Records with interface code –
** begin **
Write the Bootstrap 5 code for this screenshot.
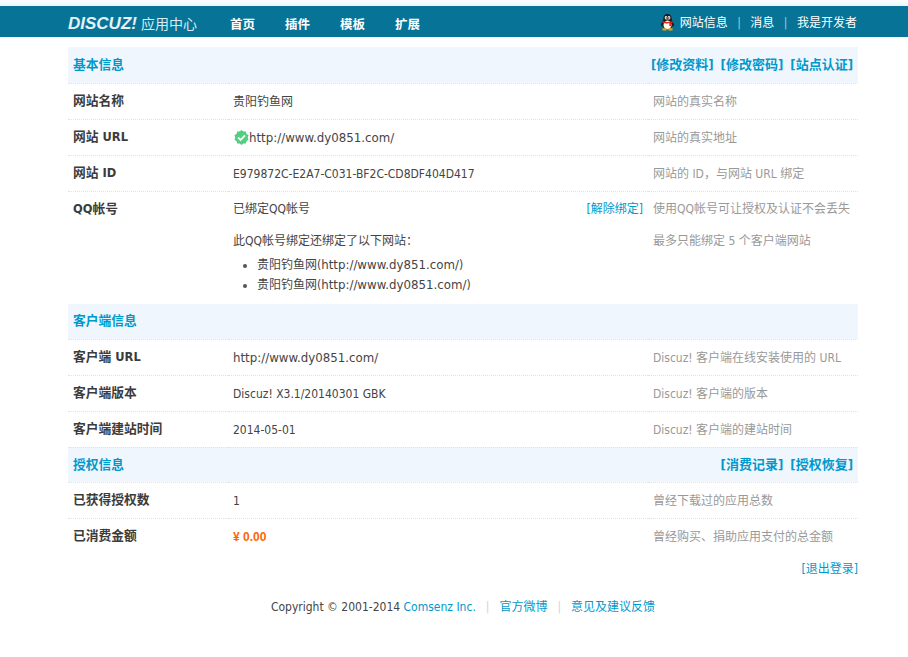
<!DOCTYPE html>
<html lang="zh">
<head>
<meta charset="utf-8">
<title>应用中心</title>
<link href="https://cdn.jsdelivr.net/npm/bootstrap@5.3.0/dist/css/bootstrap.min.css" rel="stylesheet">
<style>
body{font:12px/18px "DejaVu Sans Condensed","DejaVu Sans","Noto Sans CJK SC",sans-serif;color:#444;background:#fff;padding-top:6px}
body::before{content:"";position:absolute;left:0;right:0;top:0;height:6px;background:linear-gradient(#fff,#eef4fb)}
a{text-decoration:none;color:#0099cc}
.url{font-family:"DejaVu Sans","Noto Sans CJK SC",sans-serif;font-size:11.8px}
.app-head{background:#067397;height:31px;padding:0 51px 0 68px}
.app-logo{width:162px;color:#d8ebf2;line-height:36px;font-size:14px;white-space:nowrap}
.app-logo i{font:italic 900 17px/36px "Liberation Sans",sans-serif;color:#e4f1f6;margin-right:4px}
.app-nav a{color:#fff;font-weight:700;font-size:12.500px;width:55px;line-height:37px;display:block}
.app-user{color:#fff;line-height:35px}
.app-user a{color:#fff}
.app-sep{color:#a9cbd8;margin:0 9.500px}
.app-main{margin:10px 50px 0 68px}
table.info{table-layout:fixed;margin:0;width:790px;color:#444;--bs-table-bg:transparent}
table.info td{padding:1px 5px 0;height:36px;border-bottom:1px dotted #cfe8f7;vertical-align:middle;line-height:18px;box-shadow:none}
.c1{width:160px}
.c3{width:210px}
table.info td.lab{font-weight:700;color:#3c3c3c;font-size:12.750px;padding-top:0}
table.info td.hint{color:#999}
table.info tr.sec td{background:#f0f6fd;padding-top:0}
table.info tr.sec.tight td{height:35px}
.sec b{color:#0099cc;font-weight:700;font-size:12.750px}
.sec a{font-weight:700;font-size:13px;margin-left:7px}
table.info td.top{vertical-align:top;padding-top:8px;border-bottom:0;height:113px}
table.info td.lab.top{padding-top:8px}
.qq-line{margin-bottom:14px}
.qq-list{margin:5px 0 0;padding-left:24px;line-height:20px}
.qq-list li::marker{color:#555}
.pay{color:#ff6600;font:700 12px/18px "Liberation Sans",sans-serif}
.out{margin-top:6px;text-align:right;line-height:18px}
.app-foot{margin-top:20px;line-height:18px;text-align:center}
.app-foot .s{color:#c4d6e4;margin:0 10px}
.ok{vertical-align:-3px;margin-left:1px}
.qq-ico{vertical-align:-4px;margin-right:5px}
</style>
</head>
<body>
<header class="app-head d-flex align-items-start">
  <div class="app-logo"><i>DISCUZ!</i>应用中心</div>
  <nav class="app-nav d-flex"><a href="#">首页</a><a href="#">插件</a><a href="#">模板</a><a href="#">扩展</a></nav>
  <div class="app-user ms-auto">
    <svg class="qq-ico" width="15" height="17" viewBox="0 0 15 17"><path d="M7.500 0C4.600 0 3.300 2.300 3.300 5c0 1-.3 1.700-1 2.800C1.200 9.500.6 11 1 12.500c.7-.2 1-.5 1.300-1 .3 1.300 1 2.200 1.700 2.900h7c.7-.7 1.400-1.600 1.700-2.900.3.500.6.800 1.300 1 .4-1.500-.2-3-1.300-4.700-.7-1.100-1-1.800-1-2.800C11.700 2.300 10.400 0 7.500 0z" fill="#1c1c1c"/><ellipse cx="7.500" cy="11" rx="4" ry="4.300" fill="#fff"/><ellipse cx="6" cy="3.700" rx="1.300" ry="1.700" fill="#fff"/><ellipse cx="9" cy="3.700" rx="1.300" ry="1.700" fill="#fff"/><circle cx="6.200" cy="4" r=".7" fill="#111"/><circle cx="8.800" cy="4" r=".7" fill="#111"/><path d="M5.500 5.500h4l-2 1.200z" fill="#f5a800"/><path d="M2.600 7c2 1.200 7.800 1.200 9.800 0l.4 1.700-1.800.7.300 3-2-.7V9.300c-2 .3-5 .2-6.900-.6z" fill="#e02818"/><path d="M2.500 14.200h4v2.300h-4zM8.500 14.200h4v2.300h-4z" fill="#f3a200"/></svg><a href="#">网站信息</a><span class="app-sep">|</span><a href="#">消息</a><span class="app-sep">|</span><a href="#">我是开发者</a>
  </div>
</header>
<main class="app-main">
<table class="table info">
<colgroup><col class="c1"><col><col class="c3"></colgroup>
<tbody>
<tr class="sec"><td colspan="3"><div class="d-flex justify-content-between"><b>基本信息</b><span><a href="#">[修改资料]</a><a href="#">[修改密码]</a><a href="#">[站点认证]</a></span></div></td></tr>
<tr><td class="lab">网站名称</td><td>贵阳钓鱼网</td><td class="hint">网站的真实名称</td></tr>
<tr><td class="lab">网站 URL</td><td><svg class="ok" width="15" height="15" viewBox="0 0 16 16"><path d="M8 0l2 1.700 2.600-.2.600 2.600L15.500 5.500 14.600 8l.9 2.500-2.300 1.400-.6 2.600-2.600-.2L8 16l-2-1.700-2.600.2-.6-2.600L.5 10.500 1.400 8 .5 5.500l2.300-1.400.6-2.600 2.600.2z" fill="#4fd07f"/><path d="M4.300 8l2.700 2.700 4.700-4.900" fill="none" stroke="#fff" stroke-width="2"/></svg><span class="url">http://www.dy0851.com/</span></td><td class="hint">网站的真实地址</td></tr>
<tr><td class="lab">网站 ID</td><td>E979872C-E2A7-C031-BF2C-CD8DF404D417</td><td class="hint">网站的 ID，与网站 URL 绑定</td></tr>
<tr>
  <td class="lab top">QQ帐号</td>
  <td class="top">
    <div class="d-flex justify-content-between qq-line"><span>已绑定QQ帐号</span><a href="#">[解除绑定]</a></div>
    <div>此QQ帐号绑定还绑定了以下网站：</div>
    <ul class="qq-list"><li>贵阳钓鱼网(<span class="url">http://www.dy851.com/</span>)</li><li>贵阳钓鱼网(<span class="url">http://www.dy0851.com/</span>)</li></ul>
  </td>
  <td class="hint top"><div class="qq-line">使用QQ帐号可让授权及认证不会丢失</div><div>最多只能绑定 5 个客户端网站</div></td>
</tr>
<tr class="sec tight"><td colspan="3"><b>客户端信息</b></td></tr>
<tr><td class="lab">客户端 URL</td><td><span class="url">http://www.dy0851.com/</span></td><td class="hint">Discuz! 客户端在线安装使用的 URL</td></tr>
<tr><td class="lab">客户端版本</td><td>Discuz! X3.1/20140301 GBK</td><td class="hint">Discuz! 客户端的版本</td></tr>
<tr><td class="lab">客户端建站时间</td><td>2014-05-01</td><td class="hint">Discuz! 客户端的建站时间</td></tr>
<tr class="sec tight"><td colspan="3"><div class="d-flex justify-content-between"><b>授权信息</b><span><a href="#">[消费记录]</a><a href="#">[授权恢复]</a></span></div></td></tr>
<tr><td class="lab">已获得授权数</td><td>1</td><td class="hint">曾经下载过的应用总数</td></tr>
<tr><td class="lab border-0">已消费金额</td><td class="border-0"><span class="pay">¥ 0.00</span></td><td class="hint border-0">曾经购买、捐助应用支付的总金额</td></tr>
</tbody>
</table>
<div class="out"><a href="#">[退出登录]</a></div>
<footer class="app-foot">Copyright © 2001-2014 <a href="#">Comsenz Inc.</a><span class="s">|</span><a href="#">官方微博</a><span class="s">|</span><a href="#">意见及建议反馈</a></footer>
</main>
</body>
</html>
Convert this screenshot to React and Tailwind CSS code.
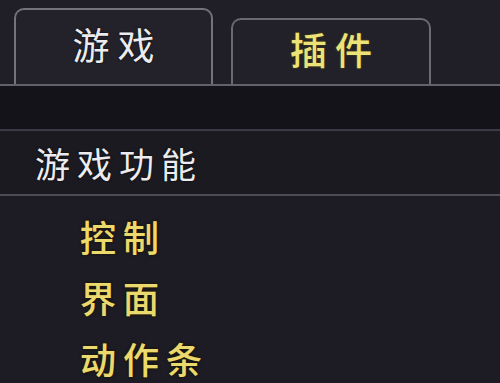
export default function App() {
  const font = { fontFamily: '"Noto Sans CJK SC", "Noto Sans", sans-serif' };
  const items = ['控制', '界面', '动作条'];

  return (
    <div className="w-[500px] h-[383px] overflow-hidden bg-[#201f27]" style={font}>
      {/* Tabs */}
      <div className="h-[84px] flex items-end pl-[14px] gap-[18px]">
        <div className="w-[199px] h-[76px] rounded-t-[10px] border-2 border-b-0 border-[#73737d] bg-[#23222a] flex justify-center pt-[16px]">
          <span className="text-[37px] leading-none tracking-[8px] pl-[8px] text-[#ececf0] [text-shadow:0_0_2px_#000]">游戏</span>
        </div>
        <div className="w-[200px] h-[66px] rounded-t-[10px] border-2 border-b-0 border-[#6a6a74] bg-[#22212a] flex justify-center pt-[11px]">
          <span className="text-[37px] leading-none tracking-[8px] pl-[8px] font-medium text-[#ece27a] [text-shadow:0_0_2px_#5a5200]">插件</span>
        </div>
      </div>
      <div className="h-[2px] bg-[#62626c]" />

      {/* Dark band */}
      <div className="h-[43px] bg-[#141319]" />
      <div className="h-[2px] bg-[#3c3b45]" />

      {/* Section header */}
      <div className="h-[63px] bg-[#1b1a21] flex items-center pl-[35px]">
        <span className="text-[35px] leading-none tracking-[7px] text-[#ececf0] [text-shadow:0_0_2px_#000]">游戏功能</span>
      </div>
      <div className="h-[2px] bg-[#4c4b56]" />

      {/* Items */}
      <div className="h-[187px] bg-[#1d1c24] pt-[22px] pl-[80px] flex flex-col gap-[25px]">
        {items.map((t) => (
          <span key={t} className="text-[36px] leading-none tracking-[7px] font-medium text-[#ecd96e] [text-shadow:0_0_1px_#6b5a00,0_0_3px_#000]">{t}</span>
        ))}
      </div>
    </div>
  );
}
** end **
** begin **
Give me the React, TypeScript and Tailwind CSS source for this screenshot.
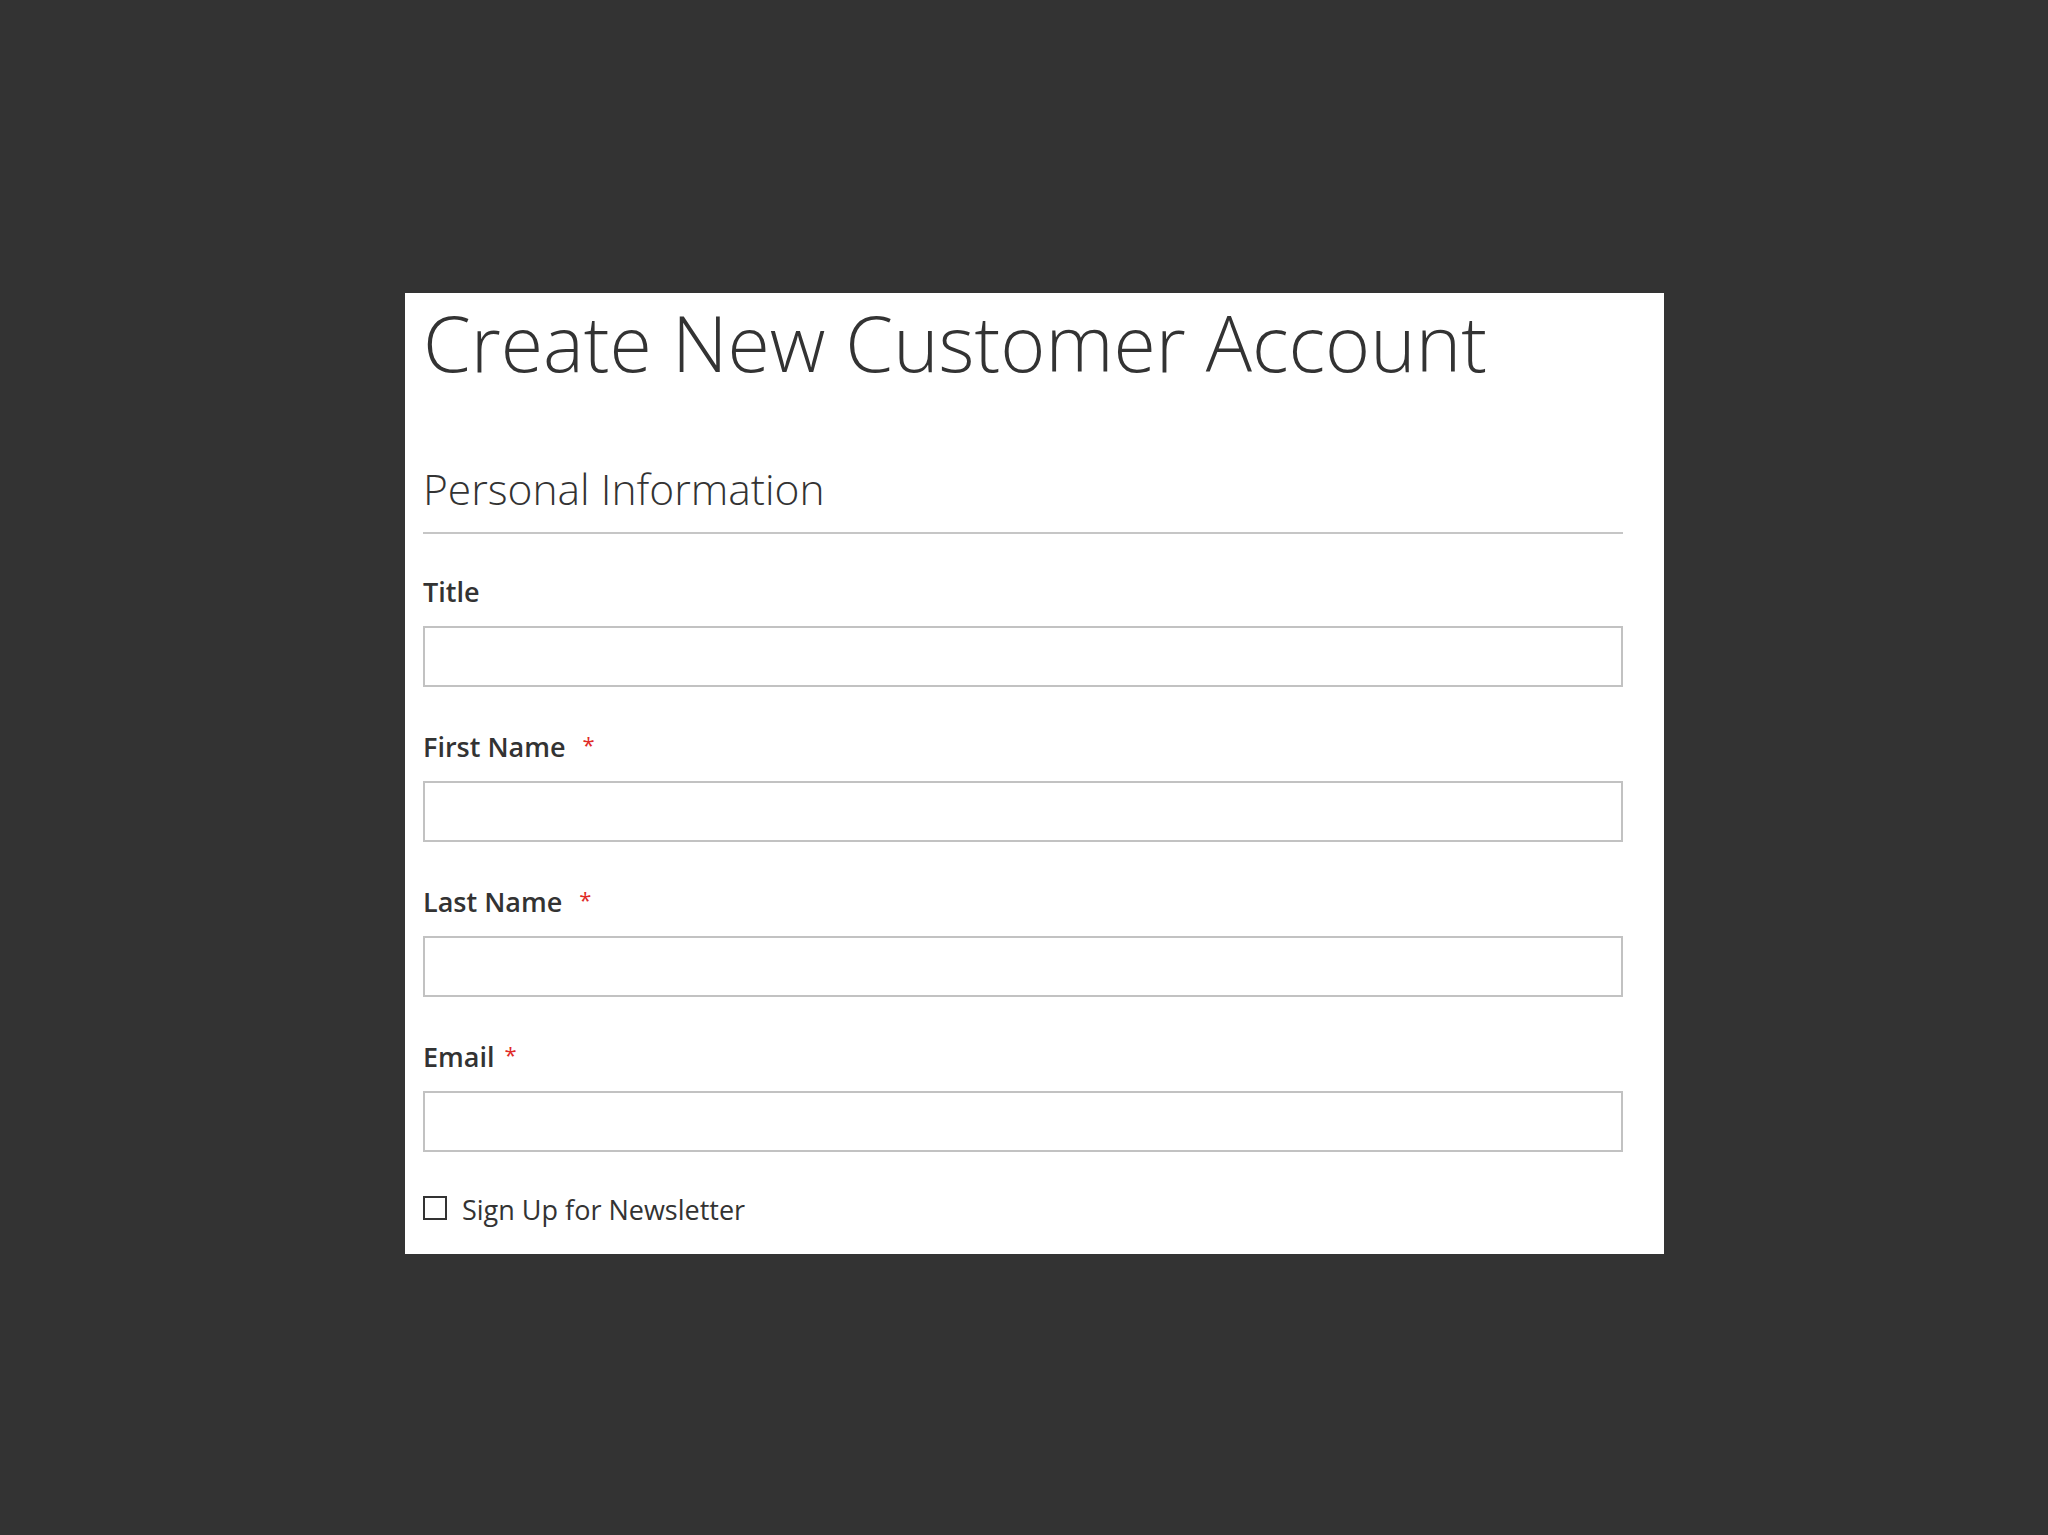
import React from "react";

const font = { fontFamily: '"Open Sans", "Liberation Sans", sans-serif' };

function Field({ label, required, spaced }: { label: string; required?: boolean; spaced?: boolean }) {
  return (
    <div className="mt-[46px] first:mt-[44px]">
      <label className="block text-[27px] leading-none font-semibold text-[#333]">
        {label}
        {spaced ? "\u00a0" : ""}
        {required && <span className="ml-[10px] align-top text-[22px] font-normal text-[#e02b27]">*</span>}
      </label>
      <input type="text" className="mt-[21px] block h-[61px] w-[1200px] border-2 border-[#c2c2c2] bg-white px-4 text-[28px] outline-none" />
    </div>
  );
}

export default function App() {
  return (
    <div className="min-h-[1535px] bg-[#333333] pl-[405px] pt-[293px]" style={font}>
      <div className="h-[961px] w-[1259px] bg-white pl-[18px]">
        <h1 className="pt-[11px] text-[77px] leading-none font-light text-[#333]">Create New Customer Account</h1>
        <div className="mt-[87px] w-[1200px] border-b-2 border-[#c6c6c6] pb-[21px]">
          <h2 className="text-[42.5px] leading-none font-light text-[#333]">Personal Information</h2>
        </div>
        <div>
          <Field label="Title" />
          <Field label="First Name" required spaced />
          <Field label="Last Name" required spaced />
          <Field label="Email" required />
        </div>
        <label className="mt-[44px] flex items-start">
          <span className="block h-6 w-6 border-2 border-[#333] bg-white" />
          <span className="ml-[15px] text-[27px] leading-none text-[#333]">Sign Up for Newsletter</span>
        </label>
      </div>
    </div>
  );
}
** end **
** begin **
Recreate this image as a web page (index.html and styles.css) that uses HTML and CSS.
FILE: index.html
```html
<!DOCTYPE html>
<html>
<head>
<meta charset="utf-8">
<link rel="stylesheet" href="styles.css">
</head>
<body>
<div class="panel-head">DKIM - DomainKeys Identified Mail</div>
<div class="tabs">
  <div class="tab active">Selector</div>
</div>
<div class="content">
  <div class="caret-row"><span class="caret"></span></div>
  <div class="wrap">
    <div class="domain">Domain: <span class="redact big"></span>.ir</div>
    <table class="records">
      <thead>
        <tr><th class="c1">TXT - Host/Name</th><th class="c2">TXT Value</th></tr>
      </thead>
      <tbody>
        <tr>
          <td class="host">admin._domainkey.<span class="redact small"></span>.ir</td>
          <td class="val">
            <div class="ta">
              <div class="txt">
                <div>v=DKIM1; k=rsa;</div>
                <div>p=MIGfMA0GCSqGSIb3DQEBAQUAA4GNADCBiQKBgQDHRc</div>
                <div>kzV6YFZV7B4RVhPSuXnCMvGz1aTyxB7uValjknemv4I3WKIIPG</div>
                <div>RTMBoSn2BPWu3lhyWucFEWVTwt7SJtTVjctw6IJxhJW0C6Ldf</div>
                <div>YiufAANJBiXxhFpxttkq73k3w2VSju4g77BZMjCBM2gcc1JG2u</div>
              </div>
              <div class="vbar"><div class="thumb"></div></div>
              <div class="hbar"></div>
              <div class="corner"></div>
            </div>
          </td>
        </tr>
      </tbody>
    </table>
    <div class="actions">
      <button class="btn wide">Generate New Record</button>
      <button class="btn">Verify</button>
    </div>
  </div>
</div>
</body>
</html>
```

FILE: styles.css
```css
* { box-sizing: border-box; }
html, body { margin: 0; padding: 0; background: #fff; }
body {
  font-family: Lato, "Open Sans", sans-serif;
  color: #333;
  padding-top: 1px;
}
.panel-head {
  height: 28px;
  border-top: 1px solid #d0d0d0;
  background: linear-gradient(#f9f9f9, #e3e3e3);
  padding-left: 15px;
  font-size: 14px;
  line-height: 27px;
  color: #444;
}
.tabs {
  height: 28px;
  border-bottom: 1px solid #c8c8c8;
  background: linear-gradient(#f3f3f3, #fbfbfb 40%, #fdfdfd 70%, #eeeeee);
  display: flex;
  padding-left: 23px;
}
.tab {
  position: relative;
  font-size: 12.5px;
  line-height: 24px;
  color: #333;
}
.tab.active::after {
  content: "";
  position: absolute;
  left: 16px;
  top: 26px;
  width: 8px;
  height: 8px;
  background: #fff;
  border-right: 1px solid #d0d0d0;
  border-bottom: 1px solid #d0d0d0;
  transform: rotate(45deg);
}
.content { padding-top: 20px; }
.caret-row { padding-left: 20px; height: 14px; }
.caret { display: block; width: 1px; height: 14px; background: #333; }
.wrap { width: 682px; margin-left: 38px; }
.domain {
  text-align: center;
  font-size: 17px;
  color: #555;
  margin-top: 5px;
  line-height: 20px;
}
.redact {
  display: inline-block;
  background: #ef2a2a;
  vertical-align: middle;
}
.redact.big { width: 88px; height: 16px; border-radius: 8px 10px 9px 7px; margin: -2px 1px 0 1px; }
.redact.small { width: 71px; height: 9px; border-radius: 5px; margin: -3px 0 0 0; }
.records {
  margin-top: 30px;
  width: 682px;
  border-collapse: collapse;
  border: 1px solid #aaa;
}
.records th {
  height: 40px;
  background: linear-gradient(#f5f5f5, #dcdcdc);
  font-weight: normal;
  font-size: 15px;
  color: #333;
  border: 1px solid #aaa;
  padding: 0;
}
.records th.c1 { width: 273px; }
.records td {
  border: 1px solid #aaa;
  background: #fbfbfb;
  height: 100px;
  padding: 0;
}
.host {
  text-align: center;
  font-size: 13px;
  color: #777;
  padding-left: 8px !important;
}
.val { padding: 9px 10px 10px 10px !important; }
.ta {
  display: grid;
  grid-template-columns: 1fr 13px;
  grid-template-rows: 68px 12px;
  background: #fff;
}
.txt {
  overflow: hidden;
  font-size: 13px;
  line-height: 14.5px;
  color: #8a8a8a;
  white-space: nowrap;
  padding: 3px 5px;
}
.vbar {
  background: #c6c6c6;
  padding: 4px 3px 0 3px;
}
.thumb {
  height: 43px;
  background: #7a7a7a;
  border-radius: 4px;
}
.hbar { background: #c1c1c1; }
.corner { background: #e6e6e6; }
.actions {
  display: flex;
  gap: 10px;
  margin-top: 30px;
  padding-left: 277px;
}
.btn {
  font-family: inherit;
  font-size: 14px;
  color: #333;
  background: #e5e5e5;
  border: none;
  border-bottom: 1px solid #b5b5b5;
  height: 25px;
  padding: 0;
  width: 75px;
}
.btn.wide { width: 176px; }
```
** end **
Aim of the task – Copy out only the lines from the one containing "Convert this screenshot" through the one containing "const items = ['控制', '界面', '动作条'];", exactly, with both ends. Any picture is left out.

Result of this task –
Convert this screenshot to React and Tailwind CSS code.
export default function App() {
  const font = { fontFamily: '"Noto Sans CJK SC", "Noto Sans", sans-serif' };
  const items = ['控制', '界面', '动作条'];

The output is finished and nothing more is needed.